━━━━━ Source data ━━━━━

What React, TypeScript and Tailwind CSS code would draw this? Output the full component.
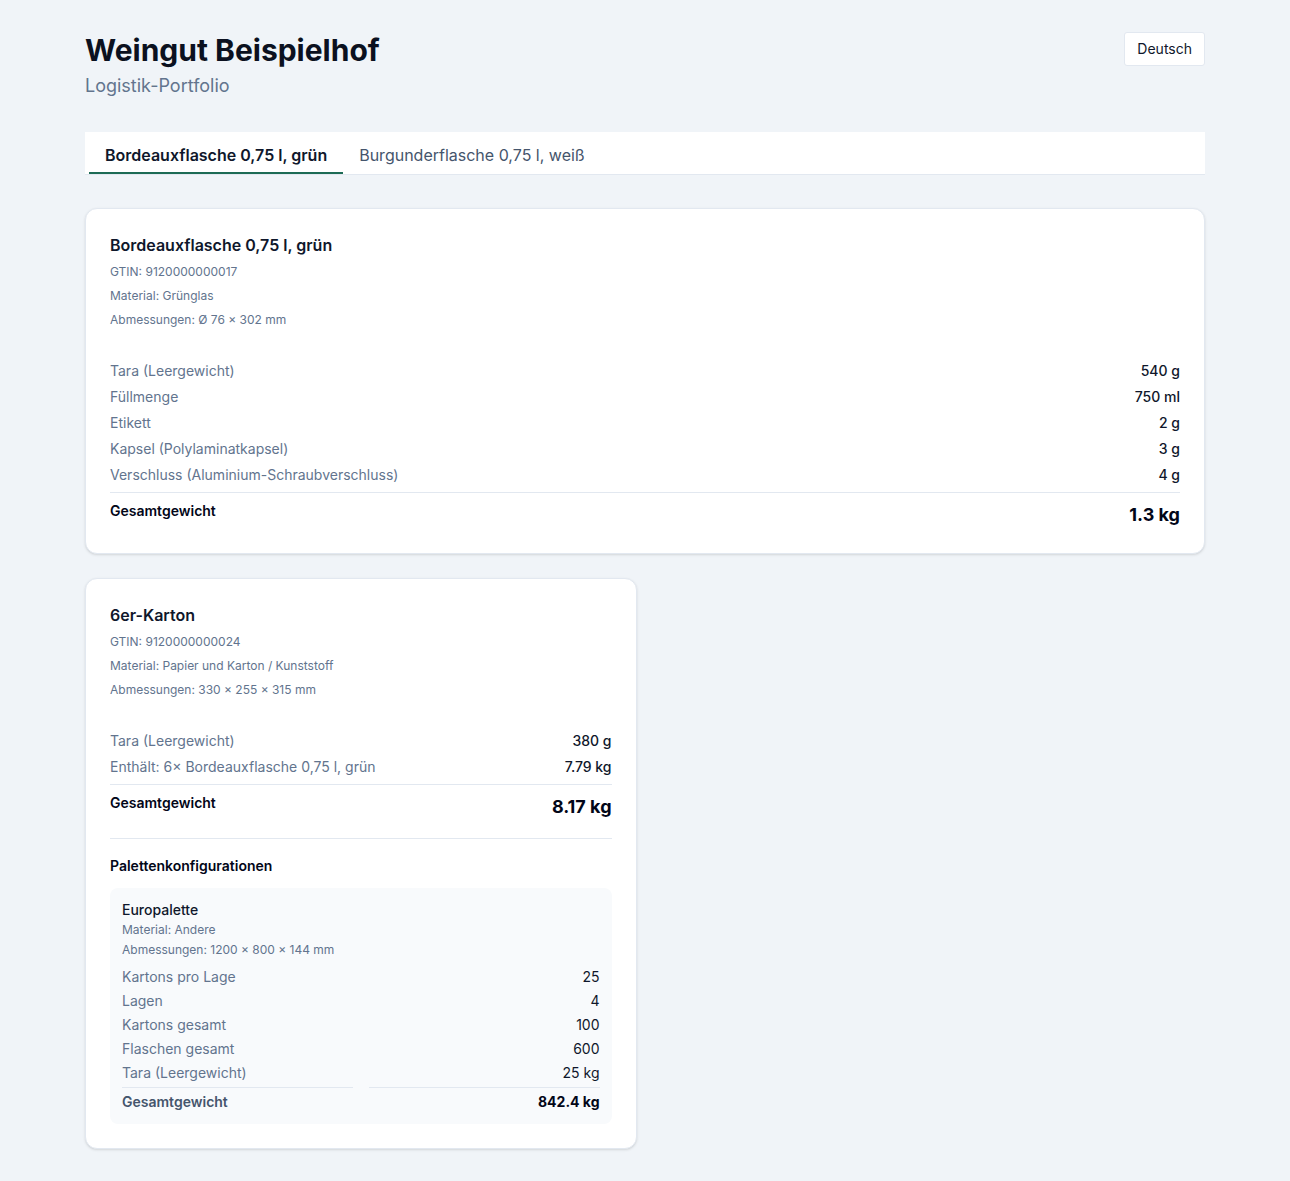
import { useState } from 'react'

type Row = { label: string; value: string }

const bottle = {
  name: 'Bordeauxflasche 0,75 l, grün',
  meta: ['GTIN: 9120000000017', 'Material: Grünglas', 'Abmessungen: Ø 76 × 302 mm'],
  rows: [
    { label: 'Tara (Leergewicht)', value: '540 g' },
    { label: 'Füllmenge', value: '750 ml' },
    { label: 'Etikett', value: '2 g' },
    { label: 'Kapsel (Polylaminatkapsel)', value: '3 g' },
    { label: 'Verschluss (Aluminium-Schraubverschluss)', value: '4 g' },
  ] as Row[],
  total: '1.3 kg',
}

const carton = {
  name: '6er-Karton',
  meta: ['GTIN: 9120000000024', 'Material: Papier und Karton / Kunststoff', 'Abmessungen: 330 × 255 × 315 mm'],
  rows: [
    { label: 'Tara (Leergewicht)', value: '380 g' },
    { label: 'Enthält: 6× Bordeauxflasche 0,75 l, grün', value: '7.79 kg' },
  ] as Row[],
  total: '8.17 kg',
}

const pallet: Row[] = [
  { label: 'Kartons pro Lage', value: '25' },
  { label: 'Lagen', value: '4' },
  { label: 'Kartons gesamt', value: '100' },
  { label: 'Flaschen gesamt', value: '600' },
  { label: 'Tara (Leergewicht)', value: '25 kg' },
]

function ItemHeader({ name, meta }: { name: string; meta: string[] }) {
  return (
    <div>
      <h2 className="text-base leading-6 font-semibold text-slate-900">{name}</h2>
      <div className="mt-[3px]">
        {meta.map((m) => (
          <p key={m} className="text-xs leading-6 text-slate-500">
            {m}
          </p>
        ))}
      </div>
    </div>
  )
}

function WeightRows({ rows, total }: { rows: Row[]; total: string }) {
  return (
    <div className="mt-[26px]">
      {rows.map((r) => (
        <div key={r.label} className="flex justify-between text-sm leading-[26px]">
          <span className="text-slate-500">{r.label}</span>
          <span className="font-medium text-slate-900">{r.value}</span>
        </div>
      ))}
      <div className="mt-[4px] border-t border-slate-200 pt-2 flex justify-between items-start">
        <span className="text-sm leading-5 font-semibold text-slate-950">Gesamtgewicht</span>
        <span className="text-lg leading-7 font-bold text-slate-950">{total}</span>
      </div>
    </div>
  )
}

export default function App() {
  const [tab, setTab] = useState(0)
  const tabs = ['Bordeauxflasche 0,75 l, grün', 'Burgunderflasche 0,75 l, weiß']

  return (
    <div
      className="min-h-screen bg-[#f0f4f8] pb-8"
      style={{ fontFamily: 'Inter, "Noto Sans", sans-serif' }}
    >
      <div className="max-w-[1120px] mx-auto pt-8">
        {/* Header */}
        <div className="flex justify-between items-start">
          <div>
            <h1 className="text-3xl leading-9 font-bold text-[#0b1120]">Weingut Beispielhof</h1>
            <p className="mt-1 text-lg leading-7 text-slate-500">Logistik-Portfolio</p>
          </div>
          <button className="h-[34px] px-3 text-sm text-slate-900 bg-white border border-slate-200 rounded-[3px]">
            Deutsch
          </button>
        </div>

        {/* Tabs */}
        <div className="mt-8 flex bg-white border-b border-slate-200 pl-1">
          {tabs.map((t, i) => (
            <button
              key={t}
              onClick={() => setTab(i)}
              className={`px-4 h-[42px] pt-[11px] pb-[5px] leading-6 text-base border-b-2 ${
                tab === i
                  ? 'font-semibold text-slate-900 border-[#1d6b55]'
                  : 'text-slate-600 border-transparent'
              }`}
            >
              {t}
            </button>
          ))}
        </div>

        {/* Cards */}
        <div className="mt-[33px] grid grid-cols-2 gap-x-[17px] gap-y-6 items-start">
          <div className="col-span-2 bg-white border border-slate-200 rounded-xl shadow-sm p-6">
            <ItemHeader name={bottle.name} meta={bottle.meta} />
            <WeightRows rows={bottle.rows} total={bottle.total} />
          </div>

          <div className="bg-white border border-slate-200 rounded-xl shadow-sm p-6">
            <ItemHeader name={carton.name} meta={carton.meta} />
            <WeightRows rows={carton.rows} total={carton.total} />

            <div className="mt-[17px] border-t border-slate-200 pt-[17px]">
              <h3 className="text-sm leading-5 font-semibold text-slate-950">Palettenkonfigurationen</h3>
              <div className="mt-3 bg-slate-50 rounded-lg px-3 pt-3 pb-3">
                <p className="text-sm leading-5 font-medium text-slate-900">Europalette</p>
                <p className="text-xs leading-5 text-slate-500">Material: Andere</p>
                <p className="text-xs leading-5 text-slate-500">Abmessungen: 1200 × 800 × 144 mm</p>
                <div className="mt-[5px] grid grid-cols-2 gap-x-4 text-sm">
                  {pallet.map((r) => (
                    <div key={r.label} className="contents">
                      <span className="leading-6 text-slate-500">{r.label}</span>
                      <span className="leading-6 text-right text-slate-900">{r.value}</span>
                    </div>
                  ))}
                  <span className="mt-0.5 border-t border-slate-200 pt-1 leading-5 font-semibold text-slate-600">
                    Gesamtgewicht
                  </span>
                  <span className="mt-0.5 border-t border-slate-200 pt-1 leading-5 text-right font-bold text-slate-950">
                    842.4 kg
                  </span>
                </div>
              </div>
            </div>
          </div>
        </div>
      </div>
    </div>
  )
}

━━━━━

_Required task_
Reproduce the listing above exactly, excluding all pictures.

_Result for this exercise_
What React, TypeScript and Tailwind CSS code would draw this? Output the full component.
import { useState } from 'react'

type Row = { label: string; value: string }

const bottle = {
  name: 'Bordeauxflasche 0,75 l, grün',
  meta: ['GTIN: 9120000000017', 'Material: Grünglas', 'Abmessungen: Ø 76 × 302 mm'],
  rows: [
    { label: 'Tara (Leergewicht)', value: '540 g' },
    { label: 'Füllmenge', value: '750 ml' },
    { label: 'Etikett', value: '2 g' },
    { label: 'Kapsel (Polylaminatkapsel)', value: '3 g' },
    { label: 'Verschluss (Aluminium-Schraubverschluss)', value: '4 g' },
  ] as Row[],
  total: '1.3 kg',
}

const carton = {
  name: '6er-Karton',
  meta: ['GTIN: 9120000000024', 'Material: Papier und Karton / Kunststoff', 'Abmessungen: 330 × 255 × 315 mm'],
  rows: [
    { label: 'Tara (Leergewicht)', value: '380 g' },
    { label: 'Enthält: 6× Bordeauxflasche 0,75 l, grün', value: '7.79 kg' },
  ] as Row[],
  total: '8.17 kg',
}

const pallet: Row[] = [
  { label: 'Kartons pro Lage', value: '25' },
  { label: 'Lagen', value: '4' },
  { label: 'Kartons gesamt', value: '100' },
  { label: 'Flaschen gesamt', value: '600' },
  { label: 'Tara (Leergewicht)', value: '25 kg' },
]

function ItemHeader({ name, meta }: { name: string; meta: string[] }) {
  return (
    <div>
      <h2 className="text-base leading-6 font-semibold text-slate-900">{name}</h2>
      <div className="mt-[3px]">
        {meta.map((m) => (
          <p key={m} className="text-xs leading-6 text-slate-500">
            {m}
          </p>
        ))}
      </div>
    </div>
  )
}

function WeightRows({ rows, total }: { rows: Row[]; total: string }) {
  return (
    <div className="mt-[26px]">
      {rows.map((r) => (
        <div key={r.label} className="flex justify-between text-sm leading-[26px]">
          <span className="text-slate-500">{r.label}</span>
          <span className="font-medium text-slate-900">{r.value}</span>
        </div>
      ))}
      <div className="mt-[4px] border-t border-slate-200 pt-2 flex justify-between items-start">
        <span className="text-sm leading-5 font-semibold text-slate-950">Gesamtgewicht</span>
        <span className="text-lg leading-7 font-bold text-slate-950">{total}</span>
      </div>
    </div>
  )
}

export default function App() {
  const [tab, setTab] = useState(0)
  const tabs = ['Bordeauxflasche 0,75 l, grün', 'Burgunderflasche 0,75 l, weiß']

  return (
    <div
      className="min-h-screen bg-[#f0f4f8] pb-8"
      style={{ fontFamily: 'Inter, "Noto Sans", sans-serif' }}
    >
      <div className="max-w-[1120px] mx-auto pt-8">
        {/* Header */}
        <div className="flex justify-between items-start">
          <div>
            <h1 className="text-3xl leading-9 font-bold text-[#0b1120]">Weingut Beispielhof</h1>
            <p className="mt-1 text-lg leading-7 text-slate-500">Logistik-Portfolio</p>
          </div>
          <button className="h-[34px] px-3 text-sm text-slate-900 bg-white border border-slate-200 rounded-[3px]">
            Deutsch
          </button>
        </div>

        {/* Tabs */}
        <div className="mt-8 flex bg-white border-b border-slate-200 pl-1">
          {tabs.map((t, i) => (
            <button
              key={t}
              onClick={() => setTab(i)}
              className={`px-4 h-[42px] pt-[11px] pb-[5px] leading-6 text-base border-b-2 ${
                tab === i
                  ? 'font-semibold text-slate-900 border-[#1d6b55]'
                  : 'text-slate-600 border-transparent'
              }`}
            >
              {t}
            </button>
          ))}
        </div>

        {/* Cards */}
        <div className="mt-[33px] grid grid-cols-2 gap-x-[17px] gap-y-6 items-start">
          <div className="col-span-2 bg-white border border-slate-200 rounded-xl shadow-sm p-6">
            <ItemHeader name={bottle.name} meta={bottle.meta} />
            <WeightRows rows={bottle.rows} total={bottle.total} />
          </div>

          <div className="bg-white border border-slate-200 rounded-xl shadow-sm p-6">
            <ItemHeader name={carton.name} meta={carton.meta} />
            <WeightRows rows={carton.rows} total={carton.total} />

            <div className="mt-[17px] border-t border-slate-200 pt-[17px]">
              <h3 className="text-sm leading-5 font-semibold text-slate-950">Palettenkonfigurationen</h3>
              <div className="mt-3 bg-slate-50 rounded-lg px-3 pt-3 pb-3">
                <p className="text-sm leading-5 font-medium text-slate-900">Europalette</p>
                <p className="text-xs leading-5 text-slate-500">Material: Andere</p>
                <p className="text-xs leading-5 text-slate-500">Abmessungen: 1200 × 800 × 144 mm</p>
                <div className="mt-[5px] grid grid-cols-2 gap-x-4 text-sm">
                  {pallet.map((r) => (
                    <div key={r.label} className="contents">
                      <span className="leading-6 text-slate-500">{r.label}</span>
                      <span className="leading-6 text-right text-slate-900">{r.value}</span>
                    </div>
                  ))}
                  <span className="mt-0.5 border-t border-slate-200 pt-1 leading-5 font-semibold text-slate-600">
                    Gesamtgewicht
                  </span>
                  <span className="mt-0.5 border-t border-slate-200 pt-1 leading-5 text-right font-bold text-slate-950">
                    842.4 kg
                  </span>
                </div>
              </div>
            </div>
          </div>
        </div>
      </div>
    </div>
  )
}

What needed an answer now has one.